Zurzeit wäre er aber gar nicht in der Lage dazu, ein solches Aufkommen zu bewältigen. Seine Devise heißt: „Ganz langsam, aber stetig wachsen.“ Er möchte die Menschen nicht enttäuschen und ist bei Medienanfragen daher eher zurückhaltend. Ein kleines Marketingbüro führt „Beerdrob“ behutsam in den Markt ein. Auf Weinfesten will er etwas werben. Obligatorisch ist ein Instagram-Account mit dem stets freundlichen Gesicht von Anne van Gastel.
Eine wesentliche Rolle bei dem ganzen Prozess spielt die Verpackung des Pulvers. Sie stammt von einem deutschen Hersteller und besteht im Innern aus zwei Kammern, damit verschiedene Komponenten nicht schon in dem Beutelchen miteinander reagieren. Selbiges soll schließlich erst durch die Zugabe von Wasser geschehen. Woher das kühle Nass kommt, ist letztlich fast egal.

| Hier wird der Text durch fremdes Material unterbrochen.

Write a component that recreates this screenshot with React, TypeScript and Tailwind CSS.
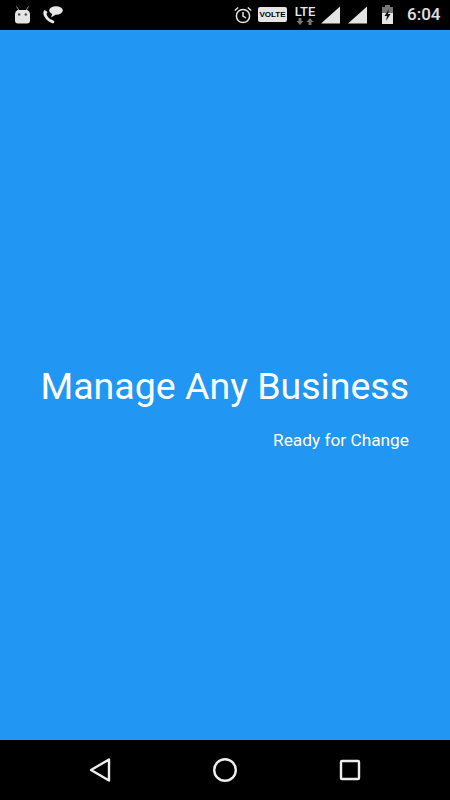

Still sollte es sein und einigermaßen sauber. Warum also nicht aus dem Gebirgsbach bei einer Wanderung ohne lästige Flaschen im Rucksack? Bleibt die Frage nach dem deutschen Reinheitsgebot, das van Gastel umgeht, indem er das Produkt „Beerdrob“ und nicht Bier nennt. Wo die Tüte Bier am Ende landet? Schwer zu sagen. Vermutlich neben einer Flasche Pommes Frites!